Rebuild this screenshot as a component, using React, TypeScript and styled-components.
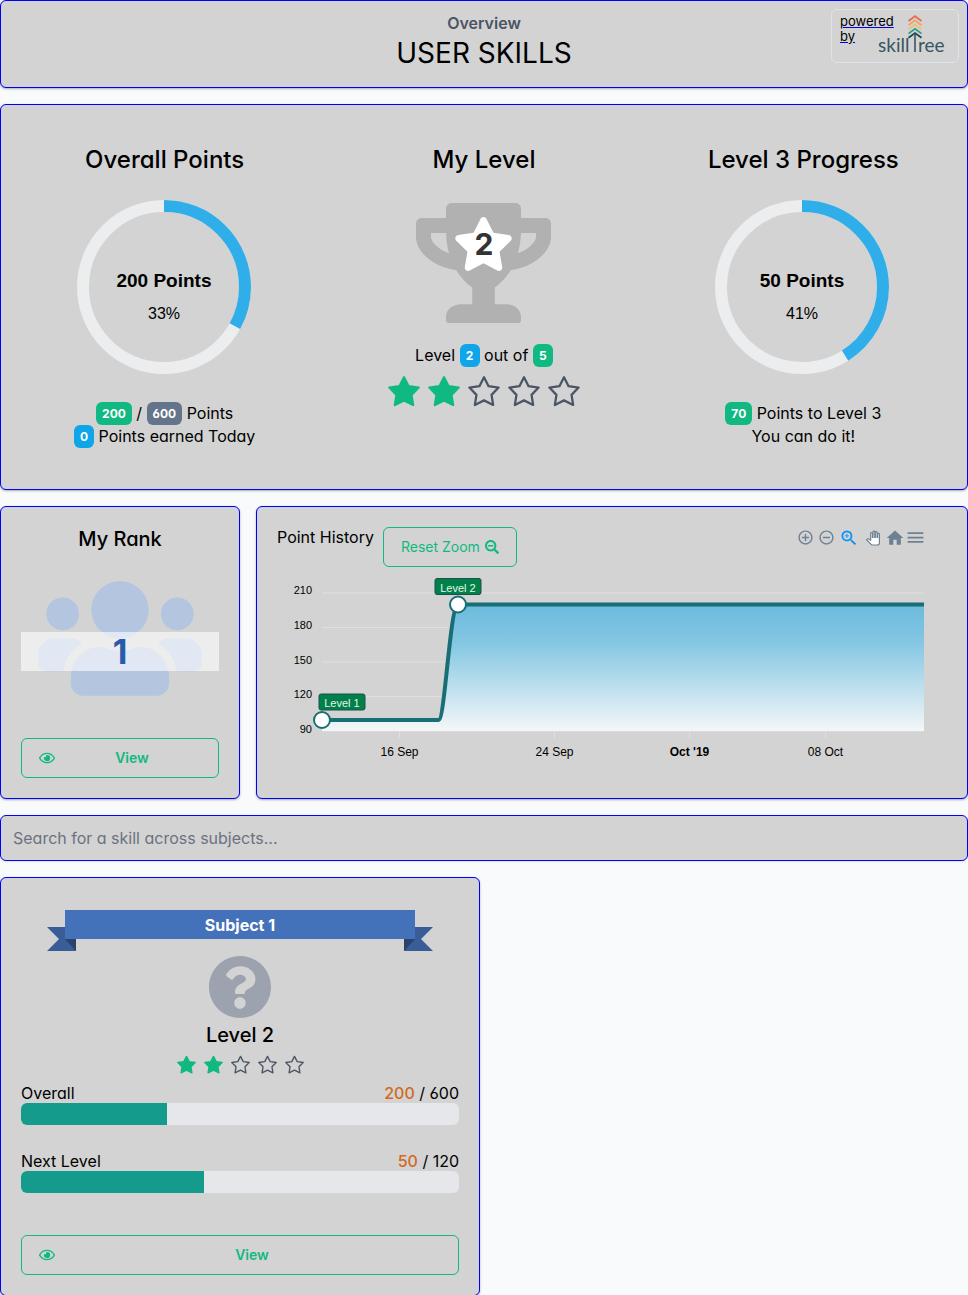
import React from 'react';
import styled, { createGlobalStyle } from 'styled-components';
import { FaTrophy, FaStar, FaUsers, FaRegEye, FaSearchMinus, FaQuestionCircle } from 'react-icons/fa';
import { MdAddCircleOutline, MdRemoveCircleOutline, MdZoomIn, MdPanTool, MdHome, MdMenu } from 'react-icons/md';

const GlobalStyle = createGlobalStyle`
  *, *::before, *::after { box-sizing: border-box; }
  body {
    margin: 0;
    background: #f8fafc;
    color: #000;
    font-family: Inter, "Liberation Sans", sans-serif;
    font-feature-settings: "cv02", "cv03", "cv04", "cv11";
    font-size: 16px;
    line-height: 20px;
  }
  h1, h2, h3, p { margin: 0; font-weight: 500; }
  button, input { font: inherit; font-feature-settings: inherit; }
  svg { display: block; flex: none; }
`;

const Page = styled.main`
  display: flex;
  flex-direction: column;
  gap: 16px;
`;

const Card = styled.section`
  background: #d3d3d3;
  border: 1px solid #0000ff;
  border-radius: 6px;
  box-shadow: 0 1px 3px rgba(0, 0, 0, 0.12), 0 1px 2px rgba(0, 0, 0, 0.2);
`;

const Header = styled(Card)`
  display: grid;
  grid-template-columns: 1fr auto 1fr;
  padding: 8px 8px 14px;
`;

const HeaderTitles = styled.div`
  grid-column: 2;
  padding-top: 4px;
  text-align: center;
`;

const Crumb = styled.div`
  font-weight: 600;
  color: #4b5563;
`;

const PageTitle = styled.h1`
  font-size: 28px;
  font-weight: 400;
  line-height: 40px;
`;

const PoweredBy = styled.a`
  justify-self: end;
  display: flex;
  width: 128px;
  height: 54px;
  padding: 4px 8px;
  border: 1px solid #dce5ee;
  border-radius: 6px;
  color: #0000ee;
  font-size: 13px;
  line-height: 15px;
  span { color: #000; }
`;

const PoweredText = styled.div`
  width: 38px;
`;

const Overview = styled(Card)`
  display: grid;
  grid-template-columns: repeat(3, 1fr);
  padding: 39px 4px 41px;
`;

const Stat = styled.div`
  display: flex;
  flex-direction: column;
  align-items: center;
  text-align: center;
`;

const StatTitle = styled.h2`
  font-size: 24px;
  line-height: 32px;
`;

const RingSvg = styled.svg`
  margin: 23px 0 27px;
`;

const Line = styled.p`
  font-weight: 400;
  line-height: 23px;
`;

const Badge = styled.span<{ $color: string }>`
  display: inline-block;
  height: 23px;
  padding: 0 6px;
  border-radius: 6px;
  background: ${(p) => p.$color};
  color: #fff;
  font-size: 12px;
  font-weight: 700;
  line-height: 23px;
  min-width: 20px;
  vertical-align: top;
`;

const TrophyBox = styled.div`
  position: relative;
  margin: 27px 0 21px;
  color: #b1b1b1;
`;

const TrophyIcon = styled(FaTrophy)`
  width: 135px;
  height: 120px;
`;

const TrophyStar = styled.div`
  position: absolute;
  top: 14px;
  left: 0;
  right: 0;
  display: grid;
  place-items: center;
  color: #fff;
  > * { grid-area: 1 / 1; }
`;

const WhiteStar = styled(FaStar)`
  width: 61px;
  height: 54px;
`;

const TrophyLevel = styled.span`
  color: #333;
  font-size: 30px;
  font-weight: 700;
`;

const StarRow = styled.div<{ $top: number }>`
  display: flex;
  justify-content: center;
  gap: 8px;
  margin-top: ${(p) => p.$top}px;
`;

const MiddleRow = styled.div`
  display: flex;
  gap: 16px;
`;

const RankCard = styled(Card)`
  flex: 0 0 240px;
  display: flex;
  flex-direction: column;
  padding: 20px;
`;

const SmallTitle = styled.h3`
  font-size: 20px;
  line-height: 24px;
  text-align: center;
`;

const RankFigure = styled.div`
  position: relative;
  display: flex;
  justify-content: center;
  margin: 22px 0 34px;
  color: #b4c5e0;
`;

const UsersIcon = styled(FaUsers)`
  width: 164px;
  height: 131px;
`;

const RankBand = styled.div`
  position: absolute;
  top: 59px;
  left: 0;
  right: 0;
  height: 39px;
  background: rgba(255, 255, 255, 0.6);
  color: #295bac;
  font-size: 34px;
  font-weight: 700;
  line-height: 39px;
  text-align: center;
`;

const OutlineButton = styled.button<{ $bold?: boolean }>`
  display: flex;
  align-items: center;
  gap: ${(p) => (p.$bold ? 8 : 5)}px;
  height: 40px;
  padding: 0 17px;
  border: 1px solid #10b981;
  border-radius: 6px;
  background: transparent;
  color: #10b981;
  font-size: 14px;
  font-weight: ${(p) => (p.$bold ? 600 : 400)};
`;

const ButtonLabel = styled.span`
  flex: 1;
  text-align: center;
`;

const HistoryCard = styled(Card)`
  flex: 1;
  min-width: 0;
  padding: 20px;
`;

const HistoryHead = styled.div`
  display: flex;
  align-items: flex-start;
  gap: 9px;
`;

const Toolbar = styled.div`
  display: flex;
  align-items: center;
  gap: 2px;
  height: 21px;
  margin-left: auto;
  margin-right: 22px;
`;

const ToolButton = styled.button<{ $active?: boolean }>`
  display: flex;
  justify-content: center;
  width: ${(p) => (p.$active ? 22 : 19)}px;
  padding: 0;
  border: 0;
  background: transparent;
  color: ${(p) => (p.$active ? '#008ffb' : '#6e8192')};
`;

const PanButton = styled(ToolButton)`
  width: 21px;
  color: #fff;
  svg { overflow: visible; }
  path:last-of-type { stroke: #6e8192; stroke-width: 2px; }
`;

const Chart = styled.svg`
  width: 100%;
  height: auto;
  font-family: "Liberation Sans", Arial, sans-serif;
`;

const Search = styled.input`
  width: 100%;
  height: 46px;
  padding: 0 12px;
  border: 1px solid #0000ff;
  border-radius: 6px;
  background: #d3d3d3;
  color: #000;
  box-shadow: 0 1px 2px rgba(0, 0, 0, 0.1);
  &::placeholder { color: #6b7280; opacity: 1; }
`;

const Subjects = styled.div`
  display: grid;
  grid-template-columns: 1fr 1fr;
  gap: 8px;
`;

const SubjectCard = styled(Card)`
  display: flex;
  flex-direction: column;
  padding: 32px 20px 20px;
`;

const Ribbon = styled.div`
  position: relative;
  align-self: center;
  width: 80%;
  height: 29px;
  color: #fff;
  text-align: center;
`;

const Tail = styled.svg<{ $right?: boolean }>`
  position: absolute;
  top: 17px;
  ${(p) => (p.$right ? 'right: -18px; transform: scaleX(-1);' : 'left: -18px;')}
`;

const RibbonLabel = styled.h3`
  position: relative;
  height: 29px;
  background: #4472ba;
  font-size: 16px;
  font-weight: 700;
  line-height: 30px;
`;

const SubjectIcon = styled.div`
  display: flex;
  justify-content: center;
  margin: 16px 0 4px;
  color: #9ca2ae;
`;

const Meter = styled.div<{ $top: number }>`
  margin-top: ${(p) => p.$top}px;
`;

const MeterHead = styled.div`
  display: flex;
  justify-content: space-between;
`;

const Earned = styled.span`
  color: #d2691e;
  font-weight: 500;
`;

const Track = styled.div`
  height: 22px;
  border-radius: 6px;
  background: #e5e7eb;
  overflow: hidden;
`;

const Fill = styled.div`
  height: 100%;
  background: #149b8c;
`;

const SubjectView = styled(OutlineButton)`
  margin-top: 42px;
`;

const STAR = '7,1 9,4.9 13.4,5.5 10.3,8.7 11,13.1 7,11.1 3,13.1 3.7,8.7 0.6,5.5 5,4.9';

function Stars({ size, top, label }: { size: number; top: number; label: string }) {
  return (
    <StarRow $top={top} role="img" aria-label={label}>
      {[1, 2, 3, 4, 5].map((n) => (
        <svg key={n} width={size} height={size} viewBox="0 0 14 14">
          <polygon
            points={STAR}
            fill={n <= 2 ? '#10b981' : 'none'}
            stroke={n <= 2 ? '#10b981' : '#4b5563'}
            strokeWidth="1"
            strokeLinejoin="round"
          />
        </svg>
      ))}
    </StarRow>
  );
}

function Ring({ percent, label }: { percent: number; label: string }) {
  const length = 2 * Math.PI * 81;
  return (
    <RingSvg width="176" height="176" viewBox="1 0 176 176" fontFamily="Liberation Sans, Arial, sans-serif" textAnchor="middle">
      <circle cx="88" cy="88" r="81" fill="none" stroke="#ecedef" strokeWidth="12" />
      <circle
        cx="88"
        cy="88"
        r="81"
        fill="none"
        stroke="#2faeea"
        strokeWidth="12"
        strokeDasharray={`${(length * percent) / 100} ${length}`}
        transform="rotate(-90 88 88)"
      />
      <text x="88" y="88" fontSize="19" fontWeight="700">{label}</text>
      <text x="88" y="120" fontSize="16">{percent}%</text>
    </RingSvg>
  );
}

function Logo() {
  const colors = ['#e76f51', '#f4a261', '#e9c46a', '#2a9d8f', '#264653'];
  return (
    <svg width="70" height="44" viewBox="0 0 70 44" fill="none">
      {colors.map((c, i) => (
        <path key={c} d={`M30.5 ${7 + i * 4.2} L37 ${2.2 + i * 4.2} L43.5 ${7 + i * 4.2}`} stroke={c} strokeWidth="1.8" />
      ))}
      <path d="M37 19.5 V38" stroke="#38575f" strokeWidth="1.6" />
      <g fill="#38575f" fontFamily="Lato, sans-serif" fontSize="19">
        <text x="0" y="38">skill</text>
        <text x="40" y="38">ree</text>
      </g>
    </svg>
  );
}

const yTicks = [210, 180, 150, 120, 90];
const xTicks = [
  { x: 122, label: '16 Sep' },
  { x: 277, label: '24 Sep' },
  { x: 412, label: "Oct '19", bold: true },
  { x: 548, label: '08 Oct' },
];
const levels = [
  { x: 45, y: 153, boxX: 42, label: 'Level 1' },
  { x: 181, y: 37.5, boxX: 158, label: 'Level 2' },
];
const LINE = 'M45 153 H161.5 C168 153 173 37.5 181 37.5 H647';

function HistoryChart() {
  return (
    <Chart viewBox="0 0 670 211" role="img" aria-label="Point history">
      <defs>
        <linearGradient id="area" gradientUnits="userSpaceOnUse" x1="0" y1="37" x2="0" y2="164">
          <stop offset="0" stopColor="#67b9dd" />
          <stop offset="0.3" stopColor="#80c6e3" />
          <stop offset="1" stopColor="#f6f8fa" />
        </linearGradient>
      </defs>
      {yTicks.map((t, i) => (
        <g key={t}>
          <path d={`M45 ${26 + i * 34.5} H646`} stroke="#e0e0e0" />
          <text x="35" y={27 + i * 34.75} fontSize="11" textAnchor="end">{t}</text>
        </g>
      ))}
      {xTicks.map((t) => (
        <g key={t.label}>
          <path d={`M${t.x + 0.5} 165 V171`} stroke="#e0e0e0" />
          <text x={t.x + 0.5} y="189" fontSize="12" fontWeight={t.bold ? 700 : 400} textAnchor="middle">{t.label}</text>
        </g>
      ))}
      <path d={`${LINE} V164 H45 Z`} fill="url(#area)" fillOpacity="0.96" />
      <path d={LINE} fill="none" stroke="#176f75" strokeWidth="4" />
      {levels.map((l) => (
        <g key={l.label}>
          <rect x={l.boxX} y={l.y - 26} width="46" height="16" rx="2" fill="#008149" stroke="#1c4f50" />
          <text x={l.boxX + 23} y={l.y - 13} fontSize="11" fill="#e8f5ee" textAnchor="middle">{l.label}</text>
          <circle cx={l.x} cy={l.y} r="8" fill="#fff" stroke="#176f75" strokeWidth="2" />
        </g>
      ))}
    </Chart>
  );
}

function RibbonTail({ right }: { right?: boolean }) {
  return (
    <Tail $right={right} width="29" height="24" viewBox="0 0 29 24">
      <path d="M0 0 H29 V24 H0 L12 12 Z" fill="#385d97" />
      <path d="M18 12 H29 V24 Z" fill="#29436d" />
    </Tail>
  );
}

function Progress({ label, earned, total, top }: { label: string; earned: number; total: number; top: number }) {
  return (
    <Meter $top={top}>
      <MeterHead>
        <span>{label}</span>
        <span><Earned>{earned}</Earned> / {total}</span>
      </MeterHead>
      <Track role="progressbar" aria-label={label} aria-valuenow={earned} aria-valuemax={total}>
        <Fill style={{ width: `${(earned / total) * 100}%` }} />
      </Track>
    </Meter>
  );
}

export default function App() {
  return (
    <>
      <GlobalStyle />
      <Page>
        <Header as="header">
          <HeaderTitles>
            <Crumb>Overview</Crumb>
            <PageTitle>USER SKILLS</PageTitle>
          </HeaderTitles>
          <PoweredBy href="#skilltree">
            <PoweredText><span>powered</span> <span>by</span></PoweredText>
            <Logo />
          </PoweredBy>
        </Header>

        <Overview>
          <Stat>
            <StatTitle>Overall Points</StatTitle>
            <Ring percent={33} label="200 Points" />
            <Line><Badge $color="#10b981">200</Badge> / <Badge $color="#64748b">600</Badge> Points</Line>
            <Line><Badge $color="#0ea5e9">0</Badge> Points earned Today</Line>
          </Stat>
          <Stat>
            <StatTitle>My Level</StatTitle>
            <TrophyBox>
              <TrophyIcon />
              <TrophyStar>
                <WhiteStar />
                <TrophyLevel>2</TrophyLevel>
              </TrophyStar>
            </TrophyBox>
            <Line>Level <Badge $color="#0ea5e9">2</Badge> out of <Badge $color="#10b981">5</Badge></Line>
            <Stars size={32} top={8} label="Level 2 of 5" />
          </Stat>
          <Stat>
            <StatTitle>Level 3 Progress</StatTitle>
            <Ring percent={41} label="50 Points" />
            <Line><Badge $color="#10b981">70</Badge> Points to Level 3</Line>
            <Line>You can do it!</Line>
          </Stat>
        </Overview>

        <MiddleRow>
          <RankCard>
            <SmallTitle>My Rank</SmallTitle>
            <RankFigure>
              <UsersIcon />
              <RankBand>1</RankBand>
            </RankFigure>
            <OutlineButton type="button" $bold>
              <FaRegEye size={16} />
              <ButtonLabel>View</ButtonLabel>
            </OutlineButton>
          </RankCard>
          <HistoryCard>
            <HistoryHead>
              <span>Point History</span>
              <OutlineButton type="button">
                Reset Zoom <FaSearchMinus size={14} />
              </OutlineButton>
              <Toolbar>
                <ToolButton type="button" aria-label="Zoom in"><MdAddCircleOutline size={17} /></ToolButton>
                <ToolButton type="button" aria-label="Zoom out"><MdRemoveCircleOutline size={17} /></ToolButton>
                <ToolButton type="button" aria-label="Selection zoom" $active><MdZoomIn size={20} /></ToolButton>
                <PanButton type="button" aria-label="Pan"><MdPanTool size={14} /></PanButton>
                <ToolButton type="button" aria-label="Reset"><MdHome size={20} /></ToolButton>
                <ToolButton type="button" aria-label="Menu"><MdMenu size={21} /></ToolButton>
              </Toolbar>
            </HistoryHead>
            <HistoryChart />
          </HistoryCard>
        </MiddleRow>

        <Search type="search" aria-label="Search for a skill" placeholder="Search for a skill across subjects..." />

        <Subjects>
          <SubjectCard>
            <Ribbon>
              <RibbonTail />
              <RibbonTail right />
              <RibbonLabel>Subject 1</RibbonLabel>
            </Ribbon>
            <SubjectIcon><FaQuestionCircle size={64} /></SubjectIcon>
            <SmallTitle>Level 2</SmallTitle>
            <Stars size={19} top={8} label="Subject level 2 of 5" />
            <Progress label="Overall" earned={200} total={600} top={9} />
            <Progress label="Next Level" earned={50} total={120} top={26} />
            <SubjectView type="button" $bold>
              <FaRegEye size={16} />
              <ButtonLabel>View</ButtonLabel>
            </SubjectView>
          </SubjectCard>
        </Subjects>
      </Page>
    </>
  );
}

◆ AIM OF THE TASK: Write out exactly the lines between the start of the data and the line with "MdPanTool, MdHome, MdMenu", including both, but none of the pictures.

◆ COMPLETE OUTPUT:
Rebuild this screenshot as a component, using React, TypeScript and styled-components.
import React from 'react';
import styled, { createGlobalStyle } from 'styled-components';
import { FaTrophy, FaStar, FaUsers, FaRegEye, FaSearchMinus, FaQuestionCircle } from 'react-icons/fa';
import { MdAddCircleOutline, MdRemoveCircleOutline, MdZoomIn, MdPanTool, MdHome, MdMenu } from 'react-icons/md';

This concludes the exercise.